Take Chappell’s example, James Joyce. When I was young he was the ultimate litmus test of literary hipness. Having read Ulysses, or at least having pretended to, was a prerequisite for admission to the club. It meant you were smart and admirably avant-garde in your tastes, or at least smarter and more avant-garde than most other people. Nothing has changed, and if you claim to have read Finnegans Wake, you enter the sanctum sanctorum and get in line for bibliophile beatification. Now, when I return to Dubliners, I conclude that Joyce attained his artistic zenith in Rome in 1907, when he finished writing “The Dead.” Chappell writes:      

“In my case adventurous experimentation with form seems to lead to overintellectualization, to desiccation, of content.
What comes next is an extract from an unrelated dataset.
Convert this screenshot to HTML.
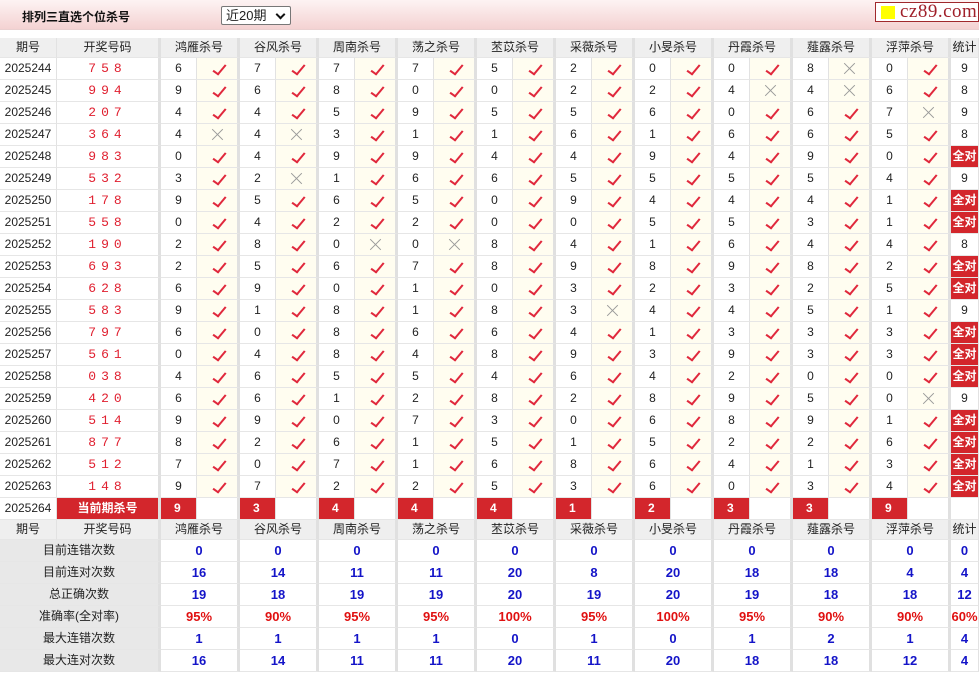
<!DOCTYPE html>
<html><head><meta charset="utf-8">
<style>
*{margin:0;padding:0;box-sizing:border-box}
body{width:979px;height:675px;overflow:hidden;background:#fff;font-family:"Liberation Sans","Noto Sans CJK SC",sans-serif;font-size:12px;color:#222;position:relative}
.top{position:absolute;left:0;top:0;width:979px;height:30px;background:linear-gradient(#fdf3f3,#f4d2d2);border-bottom:1px solid #ead0d0}
.ttl{position:absolute;left:22px;top:8px;font-weight:bold;font-size:12px;color:#111}
.sel{position:absolute;left:221px;top:6px;width:70px;height:19px;border:1px solid #777;border-radius:2px;background:#fff;font-size:13px;padding-left:4px;line-height:17px}
.sel:after{content:"";position:absolute;right:6px;top:4px;width:5px;height:5px;border-right:2px solid #111;border-bottom:2px solid #111;transform:rotate(45deg)}
.logo{position:absolute;left:875px;top:2px;width:104px;height:20px;border:1px solid #a0282c;background:#fff;font-family:"Liberation Serif",serif;font-size:19px;color:#a0202a;line-height:18px;padding-left:24px;letter-spacing:.5px}
.logo:before{content:"";position:absolute;left:5px;top:3px;width:14px;height:13px;background:#ffff00}
.tb{position:absolute;left:0;top:38px;width:979px}
.r{display:grid;grid-template-columns:57px 104px repeat(10,36px 43px) 28px;height:22px}
.r>*{border-right:1px solid #e2e2e2;border-bottom:1px solid #e6e6e6;text-align:center;line-height:21px;text-decoration:none;font-style:normal;font-weight:normal;position:relative;display:block}
.r>:nth-child(2),.r>u,.r>q,.r>em{border-right:3px solid #e0e0e0}
.h{height:20px}
.h>*{background:#efefef;line-height:19px;color:#222}
.h>.g{grid-column:span 2;border-right:3px solid #e0e0e0}
.r>s{background:#fff;color:#222}
u,q,em{background:#fffdf0}
em{background:#fff}
u:after{content:"";position:absolute;left:19px;top:4px;width:5px;height:11px;border-right:2px solid #e0283c;border-bottom:2px solid #e0283c;transform:rotate(40deg) skewY(-5deg)}
q:before,q:after{content:"";position:absolute;left:13px;top:10px;width:15px;height:1px;background:#999;transform:rotate(45deg)}
q:after{transform:rotate(-45deg)}
.n{color:#e02030;letter-spacing:5px;font-family:"Liberation Mono",monospace;font-size:13px}
.qd{background:#d3262c!important;color:#fff!important;font-weight:bold}
.k{background:#d3262c!important;color:#fff!important;font-weight:bold;text-align:left!important;padding-left:13px}
.sr>:first-child{grid-column:span 2;background:#e8e8e8;border-right:3px solid #e0e0e0}
.sr>.v{grid-column:span 2;color:#1414c8;font-weight:bold;font-size:13px;border-right:3px solid #e0e0e0}
.sr>.p{color:#e01010}
.sr>.z{border-right:1px solid #e2e2e2}
</style></head><body>
<div class="top"><div class="ttl">排列三直选个位杀号</div><div class="sel">近20期</div><div class="logo">cz89.com</div></div>
<div class="tb">
<div class="r h"><i>期号</i><i>开奖号码</i><i class="g">鸿雁杀号</i><i class="g">谷风杀号</i><i class="g">周南杀号</i><i class="g">荡之杀号</i><i class="g">苤苡杀号</i><i class="g">采薇杀号</i><i class="g">小旻杀号</i><i class="g">丹霞杀号</i><i class="g">薤露杀号</i><i class="g">浮萍杀号</i><i>统计</i></div>
<div class="r"><i>2025244</i><i class="n">758</i><s>6</s><u></u><s>7</s><u></u><s>7</s><u></u><s>7</s><u></u><s>5</s><u></u><s>2</s><u></u><s>0</s><u></u><s>0</s><u></u><s>8</s><q></q><s>0</s><u></u><i>9</i></div>
<div class="r"><i>2025245</i><i class="n">994</i><s>9</s><u></u><s>6</s><u></u><s>8</s><u></u><s>0</s><u></u><s>0</s><u></u><s>2</s><u></u><s>2</s><u></u><s>4</s><q></q><s>4</s><q></q><s>6</s><u></u><i>8</i></div>
<div class="r"><i>2025246</i><i class="n">207</i><s>4</s><u></u><s>4</s><u></u><s>5</s><u></u><s>9</s><u></u><s>5</s><u></u><s>5</s><u></u><s>6</s><u></u><s>0</s><u></u><s>6</s><u></u><s>7</s><q></q><i>9</i></div>
<div class="r"><i>2025247</i><i class="n">364</i><s>4</s><q></q><s>4</s><q></q><s>3</s><u></u><s>1</s><u></u><s>1</s><u></u><s>6</s><u></u><s>1</s><u></u><s>6</s><u></u><s>6</s><u></u><s>5</s><u></u><i>8</i></div>
<div class="r"><i>2025248</i><i class="n">983</i><s>0</s><u></u><s>4</s><u></u><s>9</s><u></u><s>9</s><u></u><s>4</s><u></u><s>4</s><u></u><s>9</s><u></u><s>4</s><u></u><s>9</s><u></u><s>0</s><u></u><i class="qd">全对</i></div>
<div class="r"><i>2025249</i><i class="n">532</i><s>3</s><u></u><s>2</s><q></q><s>1</s><u></u><s>6</s><u></u><s>6</s><u></u><s>5</s><u></u><s>5</s><u></u><s>5</s><u></u><s>5</s><u></u><s>4</s><u></u><i>9</i></div>
<div class="r"><i>2025250</i><i class="n">178</i><s>9</s><u></u><s>5</s><u></u><s>6</s><u></u><s>5</s><u></u><s>0</s><u></u><s>9</s><u></u><s>4</s><u></u><s>4</s><u></u><s>4</s><u></u><s>1</s><u></u><i class="qd">全对</i></div>
<div class="r"><i>2025251</i><i class="n">558</i><s>0</s><u></u><s>4</s><u></u><s>2</s><u></u><s>2</s><u></u><s>0</s><u></u><s>0</s><u></u><s>5</s><u></u><s>5</s><u></u><s>3</s><u></u><s>1</s><u></u><i class="qd">全对</i></div>
<div class="r"><i>2025252</i><i class="n">190</i><s>2</s><u></u><s>8</s><u></u><s>0</s><q></q><s>0</s><q></q><s>8</s><u></u><s>4</s><u></u><s>1</s><u></u><s>6</s><u></u><s>4</s><u></u><s>4</s><u></u><i>8</i></div>
<div class="r"><i>2025253</i><i class="n">693</i><s>2</s><u></u><s>5</s><u></u><s>6</s><u></u><s>7</s><u></u><s>8</s><u></u><s>9</s><u></u><s>8</s><u></u><s>9</s><u></u><s>8</s><u></u><s>2</s><u></u><i class="qd">全对</i></div>
<div class="r"><i>2025254</i><i class="n">628</i><s>6</s><u></u><s>9</s><u></u><s>0</s><u></u><s>1</s><u></u><s>0</s><u></u><s>3</s><u></u><s>2</s><u></u><s>3</s><u></u><s>2</s><u></u><s>5</s><u></u><i class="qd">全对</i></div>
<div class="r"><i>2025255</i><i class="n">583</i><s>9</s><u></u><s>1</s><u></u><s>8</s><u></u><s>1</s><u></u><s>8</s><u></u><s>3</s><q></q><s>4</s><u></u><s>4</s><u></u><s>5</s><u></u><s>1</s><u></u><i>9</i></div>
<div class="r"><i>2025256</i><i class="n">797</i><s>6</s><u></u><s>0</s><u></u><s>8</s><u></u><s>6</s><u></u><s>6</s><u></u><s>4</s><u></u><s>1</s><u></u><s>3</s><u></u><s>3</s><u></u><s>3</s><u></u><i class="qd">全对</i></div>
<div class="r"><i>2025257</i><i class="n">561</i><s>0</s><u></u><s>4</s><u></u><s>8</s><u></u><s>4</s><u></u><s>8</s><u></u><s>9</s><u></u><s>3</s><u></u><s>9</s><u></u><s>3</s><u></u><s>3</s><u></u><i class="qd">全对</i></div>
<div class="r"><i>2025258</i><i class="n">038</i><s>4</s><u></u><s>6</s><u></u><s>5</s><u></u><s>5</s><u></u><s>4</s><u></u><s>6</s><u></u><s>4</s><u></u><s>2</s><u></u><s>0</s><u></u><s>0</s><u></u><i class="qd">全对</i></div>
<div class="r"><i>2025259</i><i class="n">420</i><s>6</s><u></u><s>6</s><u></u><s>1</s><u></u><s>2</s><u></u><s>8</s><u></u><s>2</s><u></u><s>8</s><u></u><s>9</s><u></u><s>5</s><u></u><s>0</s><q></q><i>9</i></div>
<div class="r"><i>2025260</i><i class="n">514</i><s>9</s><u></u><s>9</s><u></u><s>0</s><u></u><s>7</s><u></u><s>3</s><u></u><s>0</s><u></u><s>6</s><u></u><s>8</s><u></u><s>9</s><u></u><s>1</s><u></u><i class="qd">全对</i></div>
<div class="r"><i>2025261</i><i class="n">877</i><s>8</s><u></u><s>2</s><u></u><s>6</s><u></u><s>1</s><u></u><s>5</s><u></u><s>1</s><u></u><s>5</s><u></u><s>2</s><u></u><s>2</s><u></u><s>6</s><u></u><i class="qd">全对</i></div>
<div class="r"><i>2025262</i><i class="n">512</i><s>7</s><u></u><s>0</s><u></u><s>7</s><u></u><s>1</s><u></u><s>6</s><u></u><s>8</s><u></u><s>6</s><u></u><s>4</s><u></u><s>1</s><u></u><s>3</s><u></u><i class="qd">全对</i></div>
<div class="r"><i>2025263</i><i class="n">148</i><s>9</s><u></u><s>7</s><u></u><s>2</s><u></u><s>2</s><u></u><s>5</s><u></u><s>3</s><u></u><s>6</s><u></u><s>0</s><u></u><s>3</s><u></u><s>4</s><u></u><i class="qd">全对</i></div>
<div class="r"><i>2025264</i><i class="qd">当前期杀号</i><s class="k">9</s><em></em><s class="k">3</s><em></em><s class="k">4</s><em></em><s class="k">4</s><em></em><s class="k">4</s><em></em><s class="k">1</s><em></em><s class="k">2</s><em></em><s class="k">3</s><em></em><s class="k">3</s><em></em><s class="k">9</s><em></em><i></i></div>
<div class="r h"><i>期号</i><i>开奖号码</i><i class="g">鸿雁杀号</i><i class="g">谷风杀号</i><i class="g">周南杀号</i><i class="g">荡之杀号</i><i class="g">苤苡杀号</i><i class="g">采薇杀号</i><i class="g">小旻杀号</i><i class="g">丹霞杀号</i><i class="g">薤露杀号</i><i class="g">浮萍杀号</i><i>统计</i></div>
<div class="r sr"><i>目前连错次数</i><i class="v">0</i><i class="v">0</i><i class="v">0</i><i class="v">0</i><i class="v">0</i><i class="v">0</i><i class="v">0</i><i class="v">0</i><i class="v">0</i><i class="v">0</i><i class="v z" style="grid-column:span 1">0</i></div>
<div class="r sr"><i>目前连对次数</i><i class="v">16</i><i class="v">14</i><i class="v">11</i><i class="v">11</i><i class="v">20</i><i class="v">8</i><i class="v">20</i><i class="v">18</i><i class="v">18</i><i class="v">4</i><i class="v z" style="grid-column:span 1">4</i></div>
<div class="r sr"><i>总正确次数</i><i class="v">19</i><i class="v">18</i><i class="v">19</i><i class="v">19</i><i class="v">20</i><i class="v">19</i><i class="v">20</i><i class="v">19</i><i class="v">18</i><i class="v">18</i><i class="v z" style="grid-column:span 1">12</i></div>
<div class="r sr"><i>准确率(全对率)</i><i class="v p">95%</i><i class="v p">90%</i><i class="v p">95%</i><i class="v p">95%</i><i class="v p">100%</i><i class="v p">95%</i><i class="v p">100%</i><i class="v p">95%</i><i class="v p">90%</i><i class="v p">90%</i><i class="v p z" style="grid-column:span 1">60%</i></div>
<div class="r sr"><i>最大连错次数</i><i class="v">1</i><i class="v">1</i><i class="v">1</i><i class="v">1</i><i class="v">0</i><i class="v">1</i><i class="v">0</i><i class="v">1</i><i class="v">2</i><i class="v">1</i><i class="v z" style="grid-column:span 1">4</i></div>
<div class="r sr"><i>最大连对次数</i><i class="v">16</i><i class="v">14</i><i class="v">11</i><i class="v">11</i><i class="v">20</i><i class="v">11</i><i class="v">20</i><i class="v">18</i><i class="v">18</i><i class="v">12</i><i class="v z" style="grid-column:span 1">4</i></div>
</div>
</body></html>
I have got to where I should like for my work to be human, and I do not much care if it even becomes sentimental. Perhaps it would be nice if a few artists in our time decided to rejoin the human race, and I think that I would be glad to do so, however much I disagree with its politics.”

Chappell isn’t telling anyone what he ought to read or write. If you settle on the joyless novels of Joseph McElroy, be our guest. Put it this way: If you could choose between spending time with an intelligent, personable companion, one with a sense of humor and a gift for conversation, or a humorless, droning, disapproving drudge, ever reminding you of your inadequacy for the task at hand, who would you pick? Chekhov, of course. Chappell is no philistine. He knows the good stuff. He’s just more honest and less concerned with making an impression, good or bad:  

“New heroes come to me, figures I wish I had known how to long to emulate as a lad. Spinoza is a lovely and brilliant man; there is more worth for me in Robert Browning than in a platoon of John Berrymans; I don’t see how Carl Ruggles can be much less a composer than Mann’s imaginary figure [composer Adrian Leverkühn in Doctor Faustus]; Chaucer is a supreme artist, full of grace and light and wisdom and humanity. Is he really so much less a poet than Dante? Is consistent System so much greater a good than superabundant spirit?”
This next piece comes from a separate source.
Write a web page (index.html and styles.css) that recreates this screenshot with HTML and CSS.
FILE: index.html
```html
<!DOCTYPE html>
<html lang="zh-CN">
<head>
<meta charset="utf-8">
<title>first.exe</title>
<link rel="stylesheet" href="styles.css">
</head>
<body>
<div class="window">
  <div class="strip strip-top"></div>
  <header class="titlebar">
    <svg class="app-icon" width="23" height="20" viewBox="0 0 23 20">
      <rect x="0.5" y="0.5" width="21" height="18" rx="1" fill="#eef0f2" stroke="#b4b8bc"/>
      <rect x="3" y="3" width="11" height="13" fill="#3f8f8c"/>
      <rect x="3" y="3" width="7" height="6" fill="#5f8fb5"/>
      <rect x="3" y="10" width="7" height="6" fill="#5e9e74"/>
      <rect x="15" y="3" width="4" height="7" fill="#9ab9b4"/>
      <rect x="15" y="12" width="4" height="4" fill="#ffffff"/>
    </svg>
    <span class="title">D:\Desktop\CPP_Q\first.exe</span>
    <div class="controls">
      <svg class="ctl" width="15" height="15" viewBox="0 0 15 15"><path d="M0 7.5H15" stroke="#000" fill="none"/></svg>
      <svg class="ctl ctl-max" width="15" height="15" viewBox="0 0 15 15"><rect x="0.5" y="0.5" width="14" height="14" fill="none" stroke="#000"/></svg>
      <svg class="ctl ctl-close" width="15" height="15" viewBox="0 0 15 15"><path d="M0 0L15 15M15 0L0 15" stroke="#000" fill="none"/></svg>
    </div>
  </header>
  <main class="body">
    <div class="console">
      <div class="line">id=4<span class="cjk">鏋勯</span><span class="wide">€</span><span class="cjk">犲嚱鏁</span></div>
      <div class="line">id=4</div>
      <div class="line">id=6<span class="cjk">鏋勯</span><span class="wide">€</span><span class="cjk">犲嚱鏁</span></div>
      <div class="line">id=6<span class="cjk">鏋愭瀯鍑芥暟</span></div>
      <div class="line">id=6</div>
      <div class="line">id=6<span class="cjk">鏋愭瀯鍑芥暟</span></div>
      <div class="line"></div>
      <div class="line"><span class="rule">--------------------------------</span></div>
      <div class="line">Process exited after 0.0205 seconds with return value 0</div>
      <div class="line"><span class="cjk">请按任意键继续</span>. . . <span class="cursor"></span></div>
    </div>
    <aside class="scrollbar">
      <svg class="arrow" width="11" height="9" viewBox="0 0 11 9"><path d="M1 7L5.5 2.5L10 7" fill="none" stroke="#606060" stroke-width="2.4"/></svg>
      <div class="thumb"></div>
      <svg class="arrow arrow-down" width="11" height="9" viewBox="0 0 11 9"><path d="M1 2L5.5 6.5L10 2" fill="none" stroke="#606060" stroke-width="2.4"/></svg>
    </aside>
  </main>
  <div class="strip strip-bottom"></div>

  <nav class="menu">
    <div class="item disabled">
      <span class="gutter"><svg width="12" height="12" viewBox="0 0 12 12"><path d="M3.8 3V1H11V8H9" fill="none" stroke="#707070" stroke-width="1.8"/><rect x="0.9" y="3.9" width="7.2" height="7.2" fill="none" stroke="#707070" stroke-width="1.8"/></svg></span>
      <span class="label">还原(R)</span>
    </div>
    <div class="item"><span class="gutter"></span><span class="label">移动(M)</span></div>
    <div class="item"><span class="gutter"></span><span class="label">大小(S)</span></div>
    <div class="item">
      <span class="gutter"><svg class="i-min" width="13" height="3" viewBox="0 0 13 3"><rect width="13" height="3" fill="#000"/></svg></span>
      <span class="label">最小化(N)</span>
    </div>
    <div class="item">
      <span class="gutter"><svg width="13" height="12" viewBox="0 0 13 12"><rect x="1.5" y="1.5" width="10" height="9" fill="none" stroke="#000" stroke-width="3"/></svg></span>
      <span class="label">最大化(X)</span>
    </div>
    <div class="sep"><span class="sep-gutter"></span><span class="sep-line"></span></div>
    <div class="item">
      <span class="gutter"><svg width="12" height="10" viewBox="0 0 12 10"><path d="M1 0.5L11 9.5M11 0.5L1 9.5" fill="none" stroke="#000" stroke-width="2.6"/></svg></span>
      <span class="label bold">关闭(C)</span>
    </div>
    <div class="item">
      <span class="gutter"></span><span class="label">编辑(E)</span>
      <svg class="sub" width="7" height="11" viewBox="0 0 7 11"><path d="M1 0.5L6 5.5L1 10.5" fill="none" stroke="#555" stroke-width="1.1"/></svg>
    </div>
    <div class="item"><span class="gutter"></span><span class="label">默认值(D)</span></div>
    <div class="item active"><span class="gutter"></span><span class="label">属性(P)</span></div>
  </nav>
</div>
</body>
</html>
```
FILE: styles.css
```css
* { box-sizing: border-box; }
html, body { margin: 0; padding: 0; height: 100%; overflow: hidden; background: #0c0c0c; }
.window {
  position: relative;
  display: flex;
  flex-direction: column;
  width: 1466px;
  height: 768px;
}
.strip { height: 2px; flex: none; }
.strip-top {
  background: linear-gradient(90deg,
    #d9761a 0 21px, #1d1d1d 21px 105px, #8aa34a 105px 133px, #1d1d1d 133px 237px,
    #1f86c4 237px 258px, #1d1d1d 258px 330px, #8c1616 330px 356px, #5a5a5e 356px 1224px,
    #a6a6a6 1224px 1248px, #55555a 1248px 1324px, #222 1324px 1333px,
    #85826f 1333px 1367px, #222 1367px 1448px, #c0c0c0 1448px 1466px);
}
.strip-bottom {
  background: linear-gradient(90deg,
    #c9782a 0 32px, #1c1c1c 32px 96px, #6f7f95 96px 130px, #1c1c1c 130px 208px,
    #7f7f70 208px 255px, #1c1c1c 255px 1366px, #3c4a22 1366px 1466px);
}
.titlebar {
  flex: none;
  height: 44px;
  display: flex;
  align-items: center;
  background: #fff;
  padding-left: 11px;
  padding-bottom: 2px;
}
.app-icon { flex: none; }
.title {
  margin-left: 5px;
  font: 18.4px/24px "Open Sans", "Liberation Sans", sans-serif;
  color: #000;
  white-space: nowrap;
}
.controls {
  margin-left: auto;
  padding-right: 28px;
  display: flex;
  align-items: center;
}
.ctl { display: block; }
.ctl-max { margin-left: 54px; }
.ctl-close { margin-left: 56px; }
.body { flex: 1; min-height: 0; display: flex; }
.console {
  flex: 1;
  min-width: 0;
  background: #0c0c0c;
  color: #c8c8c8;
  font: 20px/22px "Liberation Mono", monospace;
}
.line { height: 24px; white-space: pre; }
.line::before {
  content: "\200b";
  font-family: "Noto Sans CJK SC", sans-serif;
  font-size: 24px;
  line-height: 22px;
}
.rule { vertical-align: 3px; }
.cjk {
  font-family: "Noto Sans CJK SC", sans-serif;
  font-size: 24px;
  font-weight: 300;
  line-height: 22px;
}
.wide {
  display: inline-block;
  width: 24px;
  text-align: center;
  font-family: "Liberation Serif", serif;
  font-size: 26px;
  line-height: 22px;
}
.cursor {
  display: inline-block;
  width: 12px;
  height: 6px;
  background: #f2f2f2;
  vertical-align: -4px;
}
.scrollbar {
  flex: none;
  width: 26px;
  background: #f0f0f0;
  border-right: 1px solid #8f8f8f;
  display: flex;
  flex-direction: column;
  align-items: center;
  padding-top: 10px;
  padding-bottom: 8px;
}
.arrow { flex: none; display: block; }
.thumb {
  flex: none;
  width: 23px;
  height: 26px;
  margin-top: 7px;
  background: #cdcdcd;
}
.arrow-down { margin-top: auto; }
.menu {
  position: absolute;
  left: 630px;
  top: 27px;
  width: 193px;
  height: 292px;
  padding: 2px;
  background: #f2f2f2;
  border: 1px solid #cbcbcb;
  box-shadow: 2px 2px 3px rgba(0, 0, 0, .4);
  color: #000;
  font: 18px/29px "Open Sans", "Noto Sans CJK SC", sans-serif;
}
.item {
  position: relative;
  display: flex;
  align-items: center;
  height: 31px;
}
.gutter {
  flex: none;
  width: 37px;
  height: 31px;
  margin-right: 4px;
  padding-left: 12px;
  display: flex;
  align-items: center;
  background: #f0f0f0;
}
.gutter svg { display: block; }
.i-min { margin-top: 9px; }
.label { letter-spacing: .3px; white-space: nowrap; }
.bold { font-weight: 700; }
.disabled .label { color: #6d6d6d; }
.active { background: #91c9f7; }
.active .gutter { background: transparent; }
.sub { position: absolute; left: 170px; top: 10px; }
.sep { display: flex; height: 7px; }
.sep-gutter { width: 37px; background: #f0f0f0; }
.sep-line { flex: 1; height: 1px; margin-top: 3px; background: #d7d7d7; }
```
Literature ought to foster independence of thought, not ant-like critical conformity. Around the time Chappell was working on “A Pact with Faustus,” he was also writing
I Am One of You Forever (1985), the first novel in his Kirkman tetralogy. His narrator, Jess Kirkman, recalls his father retelling the Iliad:

“He found a magazine photograph of Betty Grable and propped it on the mantelpiece by the gilt pendulum clock and said that Miss Grable was Helen of Troy and had been stolen away by a slick-hair cowboy named Paris. Were we going to stand for that? Hell no. We were going to round up a posse and sail the wine-dark seas and rescue her. He flung himself down on the sagging sofa to represent Achilles loafing in his tent, all in a sulk over the beautiful captive maiden Briseis. He winked at me. `These women sure can cause a lot of trouble.’ The account ended ten minutes later with my father dragging three times around the room a dusty sofa cushion which was the vanquished corpse of Hector.”
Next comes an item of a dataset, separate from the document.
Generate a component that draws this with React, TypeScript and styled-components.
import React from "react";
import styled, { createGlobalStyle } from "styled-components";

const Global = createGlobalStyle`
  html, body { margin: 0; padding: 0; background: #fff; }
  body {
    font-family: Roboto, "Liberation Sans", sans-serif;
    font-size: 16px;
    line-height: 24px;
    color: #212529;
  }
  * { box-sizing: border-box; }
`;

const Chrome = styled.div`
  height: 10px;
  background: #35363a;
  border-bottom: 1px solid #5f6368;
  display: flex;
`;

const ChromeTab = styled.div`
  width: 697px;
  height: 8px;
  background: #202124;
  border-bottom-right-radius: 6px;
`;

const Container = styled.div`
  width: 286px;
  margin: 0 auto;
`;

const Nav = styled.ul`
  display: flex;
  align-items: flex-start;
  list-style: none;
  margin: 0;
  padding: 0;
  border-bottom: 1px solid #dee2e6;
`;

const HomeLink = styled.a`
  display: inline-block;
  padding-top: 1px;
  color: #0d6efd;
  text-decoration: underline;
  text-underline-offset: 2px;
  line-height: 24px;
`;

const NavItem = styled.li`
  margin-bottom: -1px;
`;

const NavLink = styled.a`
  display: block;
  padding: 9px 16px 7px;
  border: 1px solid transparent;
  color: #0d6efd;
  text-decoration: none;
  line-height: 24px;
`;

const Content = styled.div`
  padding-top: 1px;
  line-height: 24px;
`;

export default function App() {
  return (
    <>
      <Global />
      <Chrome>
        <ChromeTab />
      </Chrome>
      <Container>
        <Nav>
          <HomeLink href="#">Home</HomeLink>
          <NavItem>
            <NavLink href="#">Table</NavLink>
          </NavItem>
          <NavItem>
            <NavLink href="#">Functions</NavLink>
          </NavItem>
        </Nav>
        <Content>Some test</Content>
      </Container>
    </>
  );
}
Like any honest kid, Jess is thrilled by the story and grudgingly proud of his father. His is a family of storytellers, notably Uncle Zeno, of whom Jess says: “Stories passed through [him] like the orange glow through an oil-lamp chimney.” After hearing his father’s inspired version of the Iliad, Jess does what any enthusiastic consumer of stories would do:

“His excitement enticed me to read the poem in a Victorian prose translation, and I found it less confusing than his redaction, its thrills ordered.”

1 comment:

Denkof Zwemmen said...

It’s a pleasure to disagree with you, since you’re so clear about what you like and don’t like and why.
Ulysses is a great book, and as human as Dubliners and Chekhov – you just have to skip the “Ulysses in Night Town” section (about ¼ of the book), which is just an artless variant of crazy Alfred Jarry’s Ubu Roi. The rest of Ulysses, Bloom’s perambulations and adventures around Dublin, is as touching as anything in Chekhov (although in a different style, different styles, of course) and deals with the same small ordinary day-to-day anxieties and crises that beset Chekhov’s characters. And it is incredibly well-written. Try it again.
All I can say about Finnegan’s Wake is that from time to time I read, try to analyze, rather, a paragraph of it, and find it brilliant, but not as literature – more as something that would belong on the puzzle page of the MLA Journal if it had one.